Lembrando dessa parte da minha vida, eu vejo que, de fato, Deus protege as crianças. Eu e meu irmão, na verdade, ficávamos nas mãos dele, e talvez essa minha escrita de que não era tão ruim morar lá seja porque eu queria voltar a ser criança agora, talvez ter um pensamento ou atitudes diferentes. 

Com o acontecimento do abuso e de outras situações com nossa família,  meu padrasto pediu ajuda da minha avó para conseguirmos sair de lá. Minha mãe odiava ter que pedir algo para alguém da família dela. Mas, não teve jeito. E, no final, não foi tão ruim. Minha avó nos ajudou a pagar um aluguel, porque já estávamos com atraso de uns cinco meses, levou o meu padrasto no mercado e fez umas compras para nós. Minha avó também orientou minha mãe a invadir um apartamento da CEHAB. Minha mãe relutou, mas não teve jeito, o meu padrasto já tinha aceitado logo de cara. E assim seguimos. Logo depois, a minha família invadiu o apartamento e, na primeira noite, na madrugada, apareceu uma outra família na porta informando que o apartamento era deles! E eles já chegaram forçando a porta, a minha mãe pegou uma faca, meu padrasto abriu a porta. A outra família não queria nos colocar pra fora, só falava que não era pra nós estarmos ali! Diziam que um parente deles os autorizou a invadir o apartamento, que eles só não entraram antes porque estavam vigiando o apartamento de longe. Só que não vigiaram direito, né! Porque nós entramos pela manhã e eles só entraram na madrugada do outro dia. Rolou uma discussão naquele dia, mas depois ficou tudo bem. 

A preocupação da minha mãe era a de como que iríamos ter privacidade para o uso do banheiro. A outra família dividiu a casa e pediu pra nós ficarmos no quarto, e eles, na sala. Mas, banheiro e cozinha, usávamos juntos. Meu padrasto botou uma cortina na porta do quarto e lá ficamos. Já não era como na cabeça de porco, que tínhamos que usar o mesmo banheiro, neh! 

Perceber que são muitas as famílias que não têm onde morar é um problema social tão ruim que chega a mexer com o emocional de uma família. Desestrutura qualquer um. A falta de moradia precisa ser resolvida, mas o Estado quer nos ver mendigar! 

Minha mãe, no início, não queria dividir o apartamento com a outra família, mas ela acabou aceitando, pois estava grávida de novo.
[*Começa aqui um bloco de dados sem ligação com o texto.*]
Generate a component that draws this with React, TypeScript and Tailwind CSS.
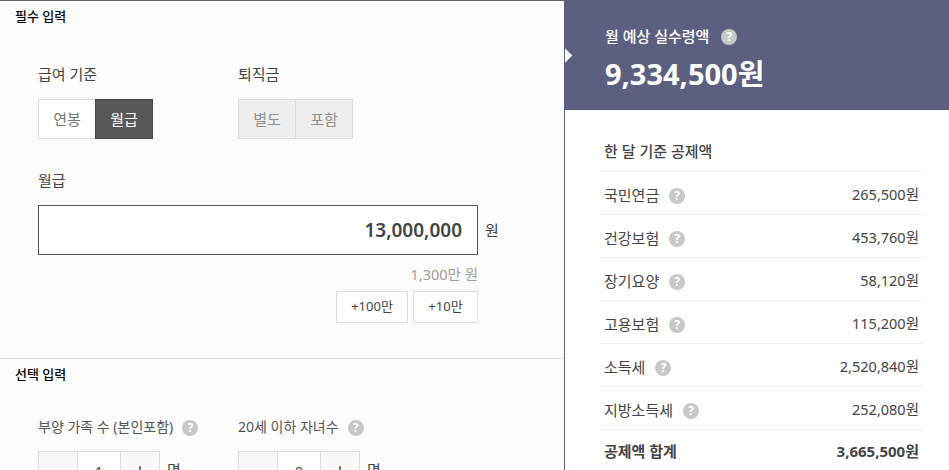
import { ReactNode } from 'react';

const FONT = '"Noto Sans", "Noto Sans CJK KR", sans-serif';

const Help = ({ className = '' }: { className?: string }) => (
  <span className={`inline-flex h-4 w-4 shrink-0 items-center justify-center rounded-full bg-[#c8c8c8] text-[12px] leading-none font-bold text-white ${className}`}>?</span>
);

const Toggle = ({ items, active, disabled }: { items: string[]; active?: number; disabled?: boolean }) => (
  <div className="flex h-10 w-[115px]">
    {items.map((item, i) => (
      <div
        key={item}
        className={`flex h-10 flex-1 items-center justify-center border text-[15px] ${i > 0 ? '-ml-px' : ''} ${
          i === active
            ? 'z-10 border-[#484848] bg-[#585858] text-white'
            : disabled
              ? 'border-[#dcdcdc] bg-[#eeeeee] text-[#8f8f8f]'
              : 'border-[#dcdcdc] bg-white text-[#777777]'
        }`}
      >
        {item}
      </div>
    ))}
  </div>
);

const Stepper = ({ value }: { value: string }) => (
  <div className="flex items-start">
    <div className="flex h-10 w-[122px] border border-[#dcdcdc] bg-white text-[#444]">
      <div className="flex w-[39px] items-center justify-center border-r border-[#dcdcdc] bg-[#f8f8f8]" />
      <div className="flex flex-1 items-center justify-center text-[14px]">{value}</div>
      <div className="flex w-[39px] items-center justify-center border-l border-[#dcdcdc] bg-[#f8f8f8] text-[20px] leading-none">+</div>
    </div>
    <span className="ml-[7px] pt-[9px] text-[15px] leading-[20px] text-[#444]">명</span>
  </div>
);

const Row = ({ label, value }: { label: string; value: string }) => (
  <div className="flex h-[43px] items-center justify-between border-t border-[#f0f0f0] px-[5px] pt-1 text-[#444]">
    <div className="flex items-center text-[15px]">
      <span>{label}</span>
      <Help className="ml-[10px] mt-0.5" />
    </div>
    <span className="text-[14.5px]">{value}</span>
  </div>
);

const Section = ({ title, children }: { title: string; children: ReactNode }) => (
  <section className="pl-[15px]">
    <h2 className="pt-[6px] text-[13px] leading-[18px] font-medium text-black">{title}</h2>
    {children}
  </section>
);

export default function App() {
  return (
    <div className="flex h-[470px] w-[949px] overflow-hidden bg-white" style={{ fontFamily: FONT }}>
      {/* 입력 영역 */}
      <div className="h-[470px] w-[565px] shrink-0 overflow-hidden border-t border-r border-t-[#666] border-r-[#5c5f7f] bg-[#fcfcfc]">
        <div className="h-[358px] border-b border-[#dddddd]">
          <Section title="필수 입력">
            <div className="mt-[39px] flex pl-[23px]">
              <div className="w-[200px]">
                <div className="text-[15px] leading-5 text-[#444]">급여 기준</div>
                <div className="mt-[15px]">
                  <Toggle items={['연봉', '월급']} active={1} />
                </div>
              </div>
              <div>
                <div className="text-[15px] leading-5 text-[#444]">퇴직금</div>
                <div className="mt-[15px]">
                  <Toggle items={['별도', '포함']} disabled />
                </div>
              </div>
            </div>
            <div className="mt-[31px] pl-[23px] text-[15px] leading-5 text-[#444]">월급</div>
            <div className="mt-[15px] flex items-center pl-[23px]">
              <div className="flex h-[50px] w-[440px] items-center justify-end border border-[#555] bg-white pr-[15px] text-[19px] font-semibold text-[#444]">
                13,000,000
              </div>
              <span className="ml-[7px] text-[15px] text-[#444]">원</span>
            </div>
            <div className="mt-[9px] w-[463px] text-right text-[14.5px] leading-5 text-[#a59d96]">1,300만 원</div>
            <div className="mt-[7px] flex w-[463px] justify-end gap-[5px]">
              <div className="flex h-8 w-[72px] items-center justify-center border border-[#dcdcdc] bg-white text-[13px] text-[#444]">+100만</div>
              <div className="flex h-8 w-[65px] items-center justify-center border border-[#dcdcdc] bg-white text-[13px] text-[#444]">+10만</div>
            </div>
          </Section>
        </div>
        <Section title="선택 입력">
          <div className="mt-[34px] flex pl-[23px]">
            <div className="w-[200px]">
              <div className="flex items-center text-[14px] leading-5 text-[#555]">
                부양 가족 수 (본인포함)
                <Help className="ml-[9px] mt-0.5" />
              </div>
              <div className="mt-[14px]">
                <Stepper value="1" />
              </div>
            </div>
            <div>
              <div className="flex items-center text-[14px] leading-5 text-[#555]">
                20세 이하 자녀수
                <Help className="ml-[9px] mt-0.5" />
              </div>
              <div className="mt-[14px]">
                <Stepper value="0" />
              </div>
            </div>
          </div>
        </Section>
      </div>

      {/* 결과 영역 */}
      <div className="relative h-[470px] flex-1 overflow-hidden">
        <div className="absolute top-[50px] -left-[6px] h-[11px] w-[11px] rotate-45 bg-[#fcfcfc]" />
        <div className="h-[110px] bg-[#5c5f7f] pt-[25px] pl-10 text-white">
          <div className="flex items-center text-[15px] leading-[22px] font-medium">
            월 예상 실수령액
            <Help className="ml-3 mt-0.5" />
          </div>
          <div className="mt-[8px] text-[29px] leading-[38px] font-bold">9,334,500원</div>
        </div>
        <div className="px-[34px] pr-[25px] pt-[31px]">
          <h3 className="px-[5px] pb-[9px] text-[15px] leading-[21px] font-medium text-[#444]">한 달 기준 공제액</h3>
          <Row label="국민연금" value="265,500원" />
          <Row label="건강보험" value="453,760원" />
          <Row label="장기요양" value="58,120원" />
          <Row label="고용보험" value="115,200원" />
          <Row label="소득세" value="2,520,840원" />
          <Row label="지방소득세" value="252,080원" />
          <div className="flex h-[43px] items-center justify-between border-t border-[#f0f0f0] px-[5px] text-[15px] font-bold text-[#444]">
            <span>공제액 합계</span>
            <span>3,665,500원</span>
          </div>
        </div>
      </div>
    </div>
  );
}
Meu padrasto foi orientado por minha avó a casar com ela e oficializar o registro de paternidade adotada na minha certidão de nascimento, e na do meu irmão. Isso era uma estratégia da minha avó para conseguirmos oficializar o pedido de moradia na CEHAB. Ele não conseguiu registrar o meu irmão, apenas eu. Com os documentos em mãos, o meu padrasto abriu o processo e a outra família teve de ir embora.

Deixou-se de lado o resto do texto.